Recently a controversy erupted around a Florida Atlantic University course on cross-cultural communication in which students were asked to write the name Jesus on a piece of paper and then consider stomping on it. It ended up getting a reaction from the Governor of Florida as well as national news headlines. Here is an Orlando Sentinel opinion piece by Beth Kassab in which she quotes my reaction to the incident. It is a great perspective by her and I highly recommend it, even without my quote.
Point missed on Jesus-stomping lesson at FAU
Local News Columnist
7:10 PM EDT, March 27, 2013
If the Florida Atlantic University Jesus-“stomping” instructor was trying to make a point about religious tolerance, then point taken.
Too bad so many people, including our governor, are missing the point.
You and I may not like the classroom exercise that was intended to create discomfort — asking students to write “Jesus” on a piece of paper and then step on it. But you can’t say it didn’t make you think.
On any other day, the instructor, Deandre Poole, would probably chalk that up as a success. What college teacher doesn’t want to push students to think about things in new ways?
Instead he is being vilified as insensitive and crass for, ironically, trying to teach a lesson about sensitivity and civilized behavior.
At least one student was so offended by the classroom exercise that he complained to Poole’s supervisor and got a lawyer to represent him, prompting Boca Raton-based FAU to apologize. Gov. Rick Scott called the student personally to apologize and has demanded a report on what happened.
I won’t argue that this lesson lacked elegance. And taste.
And I don’t know why Poole, who is also vice chairman of the Palm Beach County Democratic Party, chose to follow the suggestion in the instructor’s manual that Jesus be the focal point, when the same exercise could have been done with any number of other nonreligious symbols we hold dear, such as, say, the Declaration of Independence.
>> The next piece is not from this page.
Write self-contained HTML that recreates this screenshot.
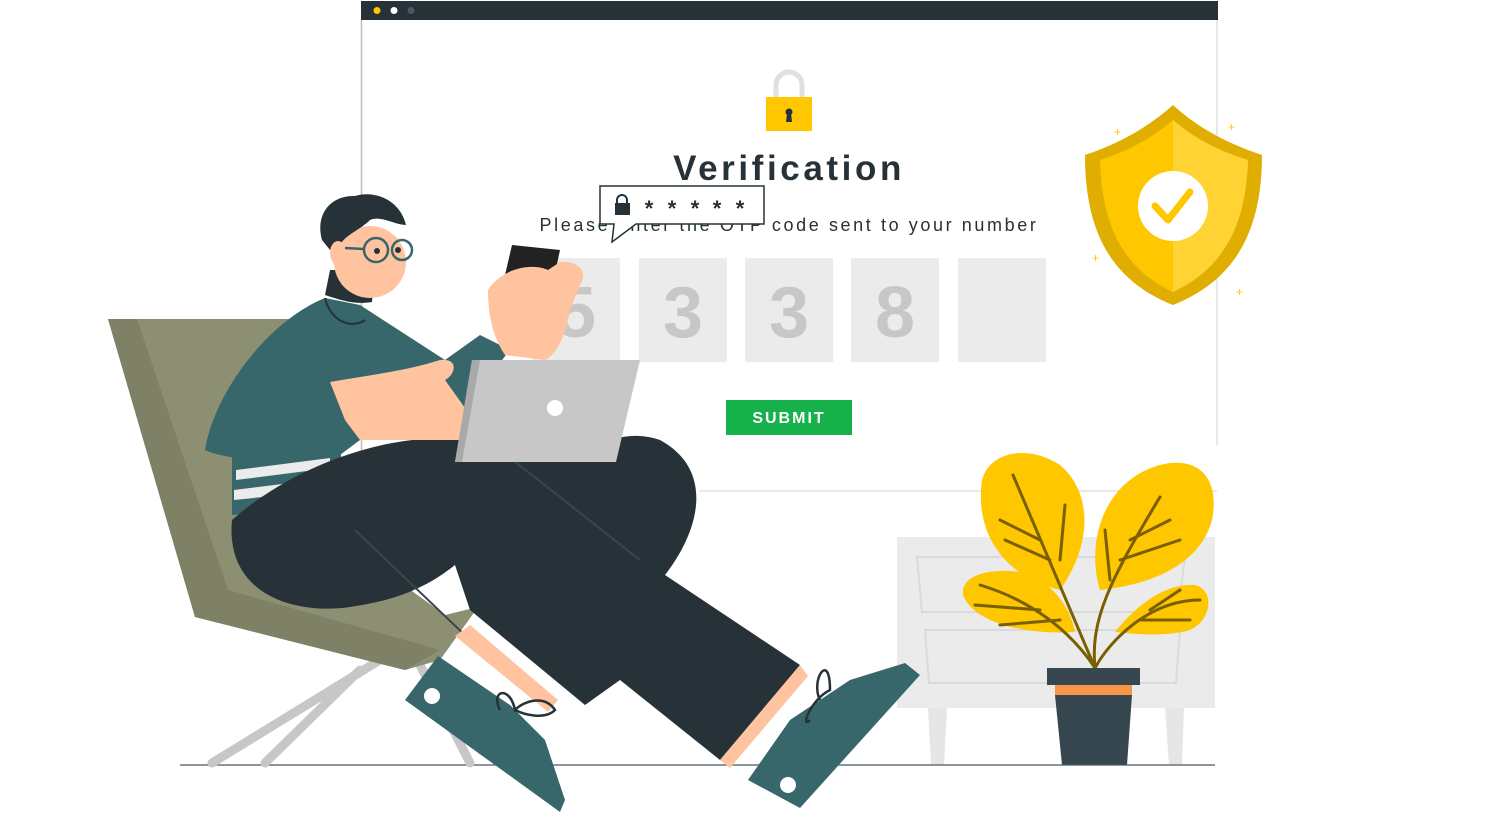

The incident has, naturally, generated an incalculable amount of misinformation and outright lies, like the student being suspended because he wouldn’t step on the paper. Not true.
Here’s what is true about what took place in Poole’s Intercultural Communication class on March 4:
The instructor’s manual for the textbook, “Intercultural Communication: A Contextual Approach,” advises teachers to have students write “Jesus” on a piece of paper and think about it.
“After a brief period of silence, instruct them to step on the paper,” the manual says. “Most will hesitate. Ask why they can’t step on the paper. Discuss the importance of symbols in culture.”
The instructor’s manual even includes this warning, though woefully understated in retrospect: “This exercise is a bit sensitive, but really drives home the point that even though symbols are arbitrary, they take on very strong and emotional meanings.”
In other words, the point of this lesson was not to insult Christianity — the manual even anticipates most students won’t step on the paper — but to compel students to understand the power of certain words and symbols.
Taking that a step further, because this is a course on intercultural communication, it’s likely meant to provoke empathy from students when people of other cultures or faiths are offended.
It was a provocative exercise, yes, but that’s what the First Amendment and academic freedom permit in this country.
When a Gainesville pastor wanted to burn a copy of the Quran, there weren’t any gubernatorial demands for an inquiry.
Local pastors I talked with endorsed the FAU instructor’s point, if not the method.
“Should we try to understand what it’s like to be a minority? Should we try to understand what it’s like to live in a culture unlike our own? That’s a very valuable lesson,” said the Rev. David Swanson, senior pastor at First Presbyterian Church in Orlando. “Picking a religious symbol was just an unwise choice.” Especially when it involves the central figure in the Christian faith.
The Rev. Dan Lacich, a pastor at Northland, A Church Distributed, said he never would have stepped on the paper if he had been in that class.